We are using Lucene for text search as part of sitecore. Is there any method to ignore stop words (like a,an,the...) in the sitecore search?
问题:
回答1:
By default, Sitecore uses Lucene standard analyzer - Lucene.Net.Analysis.Standard.StandardAnalyzer
. You can see this is defined in /configuration/sitecore/search/analyzer
element of web.config file. One of the constructors of StandardAnalyzer
class accepts the array of strings it will consider stop words. By default it uses the hardcoded list of stop words which include:
"a", "an", "and", "are", "as", "at", "be", "but", "by", "for", "if", "in", "into", "is", "it", "no", "not", "of", "on", "or", "such", "that", "the", "their", "then", "there", "these", "they", "this", "to", "was", "will", "with"
If you'd like to override this behavior, I think you should inherit StandardAnalyzer
and override its default constructor to take the stop words from another source instead of the hardcoded array. You have various options, even reading it from a text file. Don't forget to replace the standard class with yours in web.config.

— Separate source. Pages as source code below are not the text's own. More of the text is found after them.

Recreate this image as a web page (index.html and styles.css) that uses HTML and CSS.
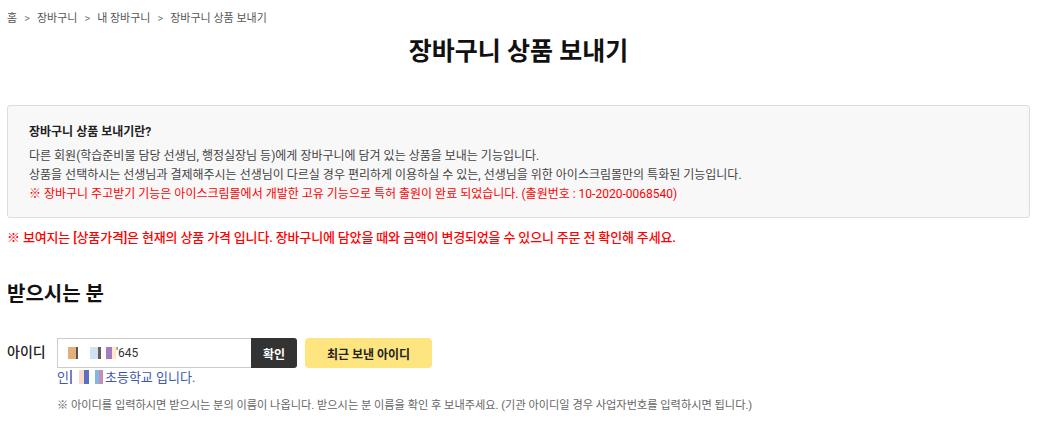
FILE: index.html
```html
<!DOCTYPE html>
<html lang="ko">
<head>
    <meta charset="UTF-8">
    <title>장바구니 상품 보내기</title>
    <link rel="stylesheet" href="styles.css">
</head>
<body>
    <div class="wrap">
        <ul class="crumb">
            <li>홈</li>
            <li class="sep">&gt;</li>
            <li>장바구니</li>
            <li class="sep">&gt;</li>
            <li>내 장바구니</li>
            <li class="sep">&gt;</li>
            <li>장바구니 상품 보내기</li>
        </ul>
        <h1 class="title">장바구니 상품 보내기</h1>

        <div class="info">
            <p class="info-tit">장바구니 상품 보내기란?</p>
            <p>다른 회원(학습준비물 담당 선생님, 행정실장님 등)에게 장바구니에 담겨 있는 상품을 보내는 기능입니다.</p>
            <p>상품을 선택하시는 선생님과 결제해주시는 선생님이 다르실 경우 편리하게 이용하실 수 있는, 선생님을 위한 아이스크림몰만의 특화된 기능입니다.</p>
            <p class="red">※ 장바구니 주고받기 기능은 아이스크림몰에서 개발한 고유 기능으로 특허 출원이 완료 되었습니다. (출원번호 : 10-2020-0068540)</p>
        </div>
        <p class="notice">※ 보여지는 [상품가격]은 현재의 상품 가격 입니다. 장바구니에 담았을 때와 금액이 변경되었을 수 있으니 주문 전 확인해 주세요.</p>

        <h2 class="sub">받으시는 분</h2>

        <div class="row">
            <span class="label">아이디</span>
            <div class="field">
                <div class="input-line">
                    <div class="input"><span class="mask"></span>'645</div>
                    <button class="btn-ok">확인</button>
                    <button class="btn-recent">최근 보낸 아이디</button>
                </div>
                <p class="result">인<span class="mask small"></span>초등학교 입니다.</p>
                <p class="help">※ 아이디를 입력하시면 받으시는 분의 이름이 나옵니다. 받으시는 분 이름을 확인 후 보내주세요. (기관 아이디일 경우 사업자번호를 입력하시면 됩니다.)</p>
            </div>
        </div>
    </div>
</body>
</html>
```

FILE: styles.css
```css
*{
    padding: 0;
    margin: 0;
    box-sizing: border-box;
}
li{
    list-style: none;
}
body{
    font-family: Roboto, "Noto Sans CJK KR", sans-serif;
    color: #222;
    background: #fff;
}
.wrap{
    padding: 10px 11px 0 7px;
}
.crumb{
    display: flex;
    gap: 7px;
    font-size: 11px;
    line-height: 18px;
    color: #555;
}
.crumb .sep{
    color: #777;
}
.title{
    text-align: center;
    font-size: 25px;
    font-weight: 700;
    line-height: 36px;
    margin-top: 6px;
    color: #111;
}
.info{
    margin-top: 35px;
    background: #f8f8f8;
    border: 1px solid #ddd;
    border-radius: 3px;
    padding: 17px 21px 13px;
    font-size: 12px;
    line-height: 19px;
    color: #444;
}
.info-tit{
    font-weight: 700;
    color: #222;
    margin-bottom: 5px;
}
.red{
    color: #f00;
}
.notice{
    margin-top: 10px;
    font-size: 13px;
    font-weight: 500;
    letter-spacing: -0.16px;
    line-height: 20px;
    color: #f00;
}
.sub{
    margin-top: 31px;
    font-size: 20px;
    font-weight: 700;
    line-height: 30px;
    color: #111;
}
.row{
    display: flex;
    margin-top: 29px;
}
.label{
    width: 50px;
    font-size: 14px;
    font-weight: 500;
    line-height: 28px;
    color: #222;
}
.input-line{
    display: flex;
    align-items: stretch;
    height: 30px;
}
.input{
    width: 194px;
    border: 1px solid #ccc;
    border-right: 0;
    padding-left: 10px;
    font-size: 12px;
    line-height: 28px;
    color: #333;
    display: flex;
    align-items: center;
}
.mask{
    display: inline-block;
    width: 48px;
    height: 12px;
    background: linear-gradient(90deg, #e2b07a 0 8px, #555 8px 10px, #fff 10px 22px, #cfe3f5 22px 30px, #6d5a5a 30px 33px, #fff 33px 38px, #a37cc0 38px 44px, #ffe9c9 44px 48px);
}
.btn-ok{
    width: 46px;
    background: #333;
    color: #fff;
    border: 0;
    border-radius: 0 3px 3px 0;
    font-family: inherit;
    font-size: 12px;
    font-weight: 700;
}
.btn-recent{
    width: 127px;
    margin-left: 8px;
    background: #ffe57f;
    color: #222;
    border: 0;
    border-radius: 4px;
    font-family: inherit;
    font-size: 12px;
    font-weight: 700;
}
.result{
    font-size: 13px;
    line-height: 20px;
    color: #3d5aa8;
}
.mask.small{
    width: 36px;
    height: 14px;
    vertical-align: -2px;
    background: linear-gradient(90deg, #fff 0 1px, #7a78d0 1px 3px, #fff 3px 10px, #f8d9d0 10px 15px, #5a6fc0 15px 20px, #fff 20px 26px, #7fb8e0 26px 30px, #c58fb5 30px 34px, #fff 34px 36px);
}
.help{
    margin-top: 9px;
    font-size: 11.2px;
    line-height: 18px;
    color: #666;
}
```
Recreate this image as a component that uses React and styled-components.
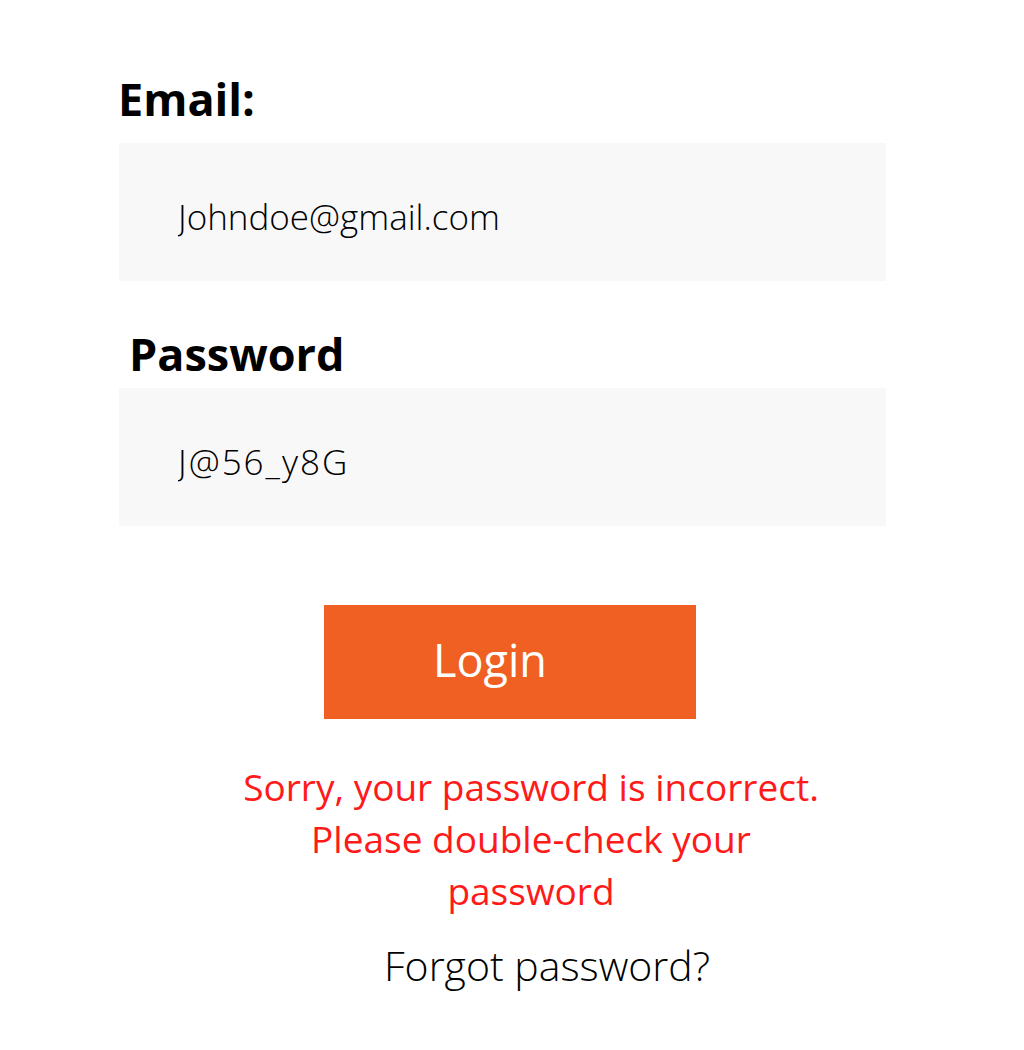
import React from 'react';
import styled, { createGlobalStyle } from 'styled-components';

const GlobalStyle = createGlobalStyle`
  body {
    margin: 0;
    background: #ffffff;
    font-family: 'Open Sans', 'Liberation Sans', sans-serif;
  }
`;

const StyledPage = styled.main`
  display: flex;
  flex-direction: column;
  align-items: flex-start;
  padding: 72px 0 40px 119px;
  width: 767px;
`;

const Label = styled.label`
  display: block;
  margin: ${({ top }) => top}px 0 0 ${({ indent }) => indent}px;
  color: #000;
  font-size: 45px;
  font-weight: 700;
  line-height: 53px;
`;

const Field = styled.input`
  box-sizing: border-box;
  width: 767px;
  height: 138px;
  margin-top: ${({ top }) => top}px;
  padding: 8px 0 0 59px;
  border: none;
  outline: none;
  background: #f8f8f8;
  color: #000;
  font-family: 'Open Sans', 'Liberation Sans', sans-serif;
  font-size: 35px;
  font-weight: 300;
  letter-spacing: ${({ spacing }) => spacing || 0}px;
`;

const LoginButton = styled.button`
  box-sizing: border-box;
  width: 372px;
  height: 114px;
  margin: 79px 0 0 205px;
  padding: 0 0 6px 109px;
  border: none;
  background: #f06022;
  color: #fff;
  text-align: left;
  font-family: 'Open Sans', 'Liberation Sans', sans-serif;
  font-size: 45px;
  font-weight: 400;
  cursor: pointer;
`;

const ErrorText = styled.p`
  width: 596px;
  margin: 42px 0 0 114px;
  color: #ff1a1a;
  text-align: center;
  font-size: 37px;
  font-weight: 400;
  line-height: 52px;
`;

const ForgotLink = styled.a`
  margin: 20px 0 0 265px;
  color: #000;
  font-size: 41px;
  font-weight: 300;
  text-decoration: none;
  cursor: pointer;
`;

const App = () => (
  <>
    <GlobalStyle />
    <StyledPage>
      <Label top={0} indent={-1}>Email:</Label>
      <Field top={18} type="text" defaultValue="Johndoe@gmail.com" />
      <Label top={46} indent={10}>Password</Label>
      <Field top={8} spacing={2} type="text" defaultValue="J@56_y8G" />
      <LoginButton>Login</LoginButton>
      <ErrorText>Sorry, your password is incorrect. Please double-check your password</ErrorText>
      <ForgotLink>Forgot password?</ForgotLink>
    </StyledPage>
  </>
);

export default App;
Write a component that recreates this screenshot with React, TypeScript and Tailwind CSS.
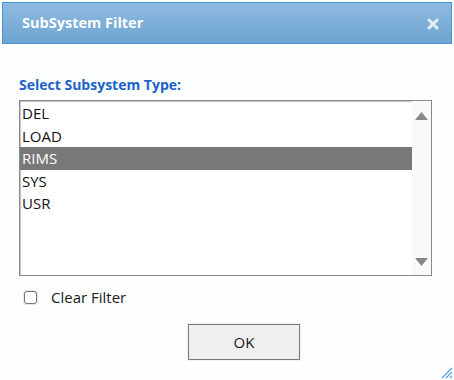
const items = ["DEL", "LOAD", "RIMS", "SYS", "USR"]

export default function App() {
  return (
    <div
      className="relative w-[454px] h-[380px] bg-[#fdfefe] pt-[2px] px-[2px] overflow-hidden"
      style={{ fontFamily: '"Open Sans", "Noto Sans", sans-serif' }}
    >
      {/* title bar */}
      <div className="h-[42px] flex items-center justify-between border border-[#4b92d2] bg-gradient-to-b from-[#8fbadf] to-[#6ca5d1] pl-[19px] pr-[12px]">
        <span className="text-white font-bold text-[14.5px]">SubSystem Filter</span>
        <svg width="12" height="12" viewBox="0 0 12 12" className="mt-[1px]">
          <path d="M2 2 L10 10 M10 2 L2 10" stroke="#e4eef7" strokeWidth="3" strokeLinecap="round" />
        </svg>
      </div>

      <div className="pl-[17px] pr-[20px]">
        <div className="mt-[32px] text-[14px] font-bold text-[#1b63c9] leading-[18px]">
          Select Subsystem Type:
        </div>

        {/* list box */}
        <div className="mt-[6px] h-[176px] flex border border-[#8a8a8a] bg-white shadow-[inset_1px_1px_1px_rgba(0,0,0,0.25)]">
          <div className="flex-1 pt-[1px]">
            {items.map((it) => (
              <div
                key={it}
                className={
                  "h-[22.6px] leading-[22.6px] pl-[2px] text-[15px] " +
                  (it === "RIMS" ? "bg-[#787878] text-white" : "text-[#111]")
                }
              >
                {it}
              </div>
            ))}
          </div>
          <div className="w-[19px] bg-[#f9f9f9] flex flex-col items-center justify-between pt-[11px] pb-[9px]">
            <svg width="13" height="8" viewBox="0 0 13 8">
              <path d="M6.5 0 L13 8 L0 8 Z" fill="#888" />
            </svg>
            <svg width="13" height="8" viewBox="0 0 13 8">
              <path d="M0 0 L13 0 L6.5 8 Z" fill="#888" />
            </svg>
          </div>
        </div>

        {/* clear filter */}
        <div className="mt-[11px] flex items-center pl-[5px]">
          <span className="w-[13px] h-[13px] rounded-[3px] border border-[#777] bg-white shadow-[0_0_0_1px_#e6e6e6]" />
          <span className="ml-[14px] text-[15px] text-[#1a1a1a] leading-[20px]">Clear Filter</span>
        </div>

        <div className="mt-[17px] flex justify-center pl-[37px]">
          <button className="w-[112px] h-[36px] border border-[#7a7a7a] bg-[#efefef] text-[15px] text-[#1a1a1a] shadow-[0_0_0_1px_#f1f1f1]">
            OK
          </button>
        </div>
      </div>

      {/* resize grip */}
      <svg width="14" height="14" viewBox="0 0 14 14" className="absolute right-[1px] bottom-[1px]">
        <path d="M13 3 L3 13 M13 7 L7 13 M13 11 L11 13" stroke="#5ea3e0" strokeWidth="1.2" />
      </svg>
    </div>
  )
}
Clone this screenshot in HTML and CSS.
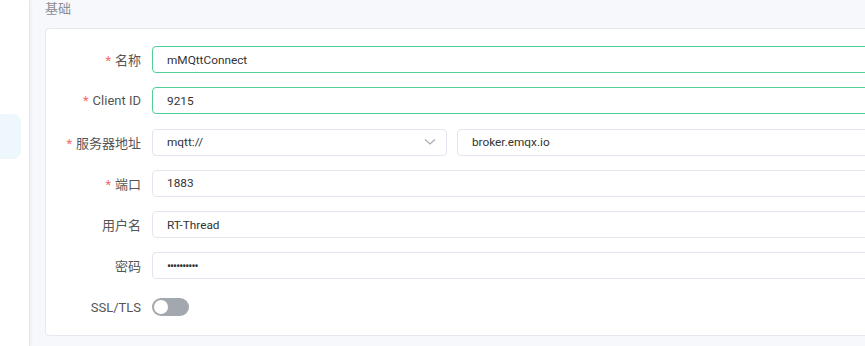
FILE: index.html
```html
<!DOCTYPE html>
<html lang="zh-CN">
<head>
    <meta charset="UTF-8">
    <meta name="viewport" content="width=device-width, initial-scale=1.0">
    <title>MQTT Connect</title>
    <link rel="stylesheet" href="styles.css">
</head>
<body>
    <aside class="sidebar">
        <div class="nav-item active"></div>
    </aside>
    <main class="main">
        <h2 class="section-title">基础</h2>
        <form class="card">
            <div class="form-row">
                <label class="required" for="name">名称</label>
                <input class="focused" type="text" id="name" value="mMQttConnect">
            </div>
            <div class="form-row">
                <label class="required" for="clientId">Client ID</label>
                <input class="focused" type="text" id="clientId" value="9215">
            </div>
            <div class="form-row">
                <label class="required" for="protocol">服务器地址</label>
                <div class="host-group">
                    <div class="select">
                        <span>mqtt://</span>
                        <svg width="12" height="8" viewBox="0 0 12 8"><path d="M1 1.5 L6 6 L11 1.5" fill="none" stroke="#a8abb2" stroke-width="1.2"/></svg>
                    </div>
                    <input type="text" id="host" value="broker.emqx.io">
                </div>
            </div>
            <div class="form-row">
                <label class="required" for="port">端口</label>
                <input type="text" id="port" value="1883">
            </div>
            <div class="form-row">
                <label for="username">用户名</label>
                <input type="text" id="username" value="RT-Thread">
            </div>
            <div class="form-row">
                <label for="password">密码</label>
                <input class="password" type="text" id="password" value="••••••••••">
            </div>
            <div class="form-row">
                <label for="ssl">SSL/TLS</label>
                <div class="switch"><span class="knob"></span></div>
            </div>
        </form>
    </main>
</body>
</html>
```

FILE: styles.css
```css
* {
    margin: 0;
    padding: 0;
    box-sizing: border-box;
    font-family: Roboto, 'Noto Sans CJK SC', sans-serif;
}

body {
    width: 865px;
    height: 346px;
    overflow: hidden;
    display: flex;
    background: #f7f8fc;
}

.sidebar {
    width: 30px;
    flex-shrink: 0;
    background: #fff;
    border-right: 1px solid #e6e8f0;
    box-shadow: 1px 0 3px rgba(30, 40, 90, 0.06);
    padding-top: 114px;
}

.nav-item {
    width: 21px;
    height: 45px;
    border-radius: 0 8px 8px 0;
}

.nav-item.active {
    background: #eef7fb;
}

.main {
    flex: 1;
    padding-left: 15px;
}

.section-title {
    font-size: 13px;
    font-weight: 400;
    color: #8a8d93;
    line-height: 18px;
    height: 28px;
}

.card {
    width: 1000px;
    background: #fff;
    border: 1px solid #e6e8f0;
    border-radius: 4px;
    padding: 17px 0 14px;
    display: flex;
    flex-direction: column;
    gap: 14.25px;
}

.form-row {
    display: grid;
    grid-template-columns: 106px 1fr;
    align-items: center;
    height: 27px;
}

label {
    text-align: right;
    padding-right: 11px;
    font-size: 13px;
    color: #555;
}

label.required::before {
    content: '*';
    color: #f56c6c;
    margin-right: 4px;
}

input,
.select {
    height: 27px;
    width: 100%;
    border: 1px solid #e4e5ef;
    border-radius: 4px;
    padding: 0 14px;
    font-size: 11.8px;
    color: #333;
    background: #fff;
    outline: none;
}

input.focused {
    border-color: #52cf95;
}

input.password {
    font-size: 12px;
    letter-spacing: -1px;
}

.host-group {
    display: flex;
    gap: 10px;
}

.select {
    width: 295px;
    flex-shrink: 0;
    display: flex;
    align-items: center;
    justify-content: space-between;
    padding-right: 10px;
}

.switch {
    width: 37px;
    height: 18px;
    border-radius: 9px;
    background: #a3a7ae;
    padding: 2px;
}

.knob {
    display: block;
    width: 14px;
    height: 14px;
    border-radius: 50%;
    background: #fff;
}
```
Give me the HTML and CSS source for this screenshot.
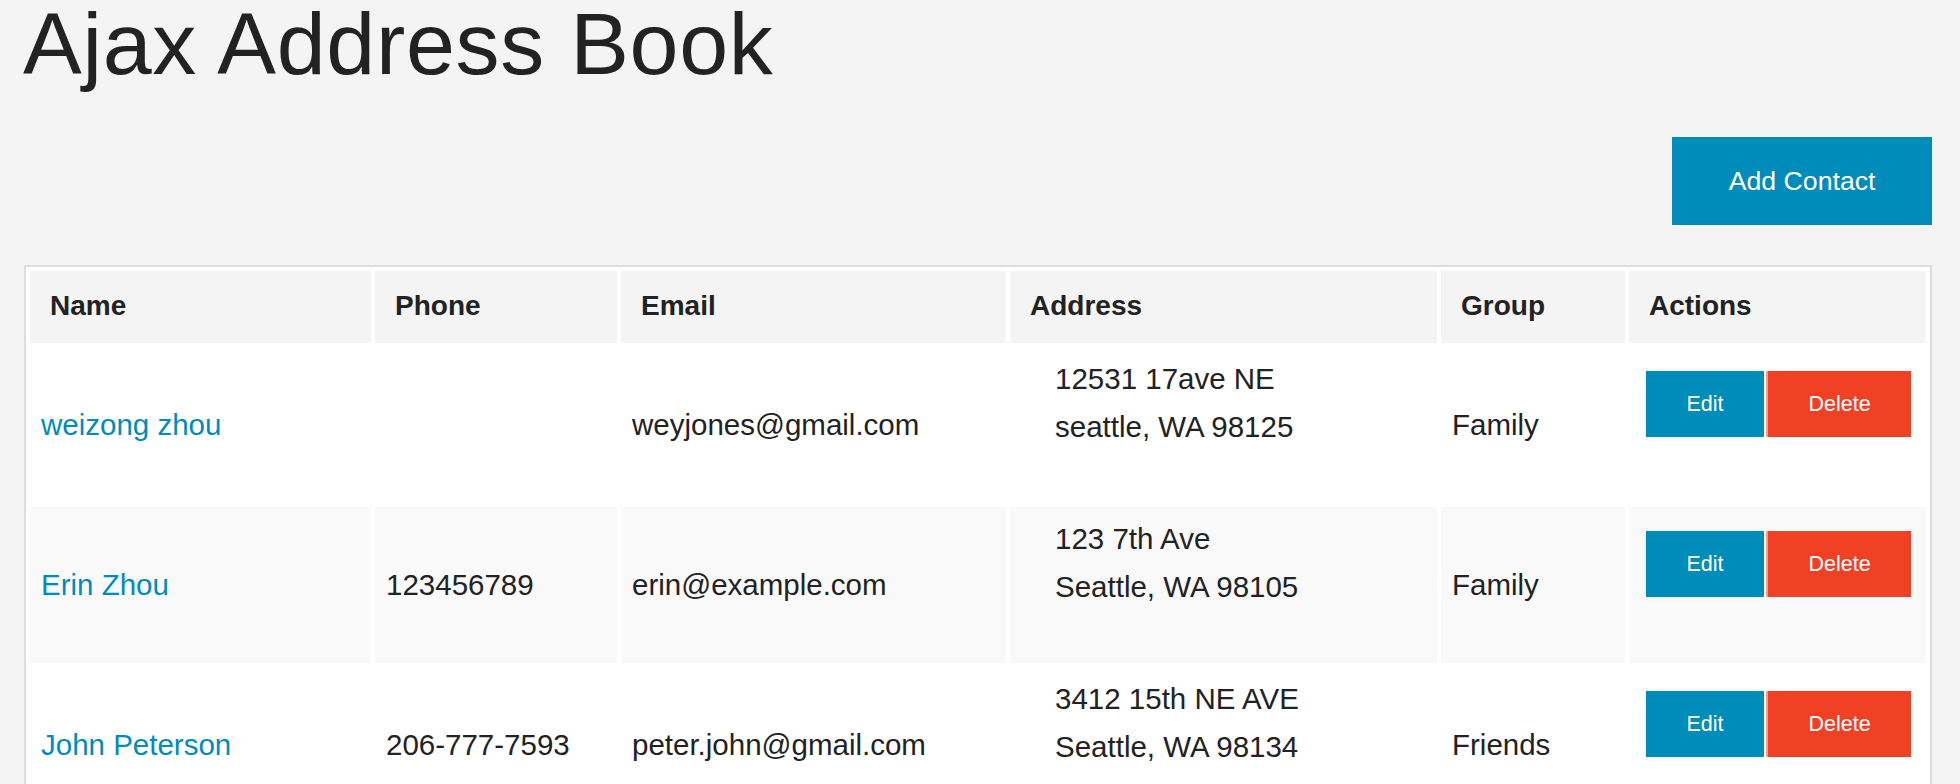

See other constructors of StandardAnalyzer
class for more details. .NET Reflector is your friend here.
回答2:
An example for Yans post:
public class CaseAnalyzer : Lucene.Net.Analysis.Standard.StandardAnalyzer
{
private static Hashtable stopWords = new Hashtable(); //{{"by","by"}}; <-- Makes "by" a stopword that will not be matched in analyzer
public CaseAnalyzer() : base(Lucene.Net.Util.Version.LUCENE_29, stopWords)
{
}
}
this should be registered in the web.config under
/configuration/sitecore/search/analyzer
an example of the analyzer registration
<caseanalyzer type="EBF.Business.Search.Analyzers.CaseAnalyzer, EBF.Business, Version=1.0.0.0, Culture=neutral"/>
Lastly you just need to register your analyzer in the search configuration like this
<Analyzer ref="search/caseanalyzer" />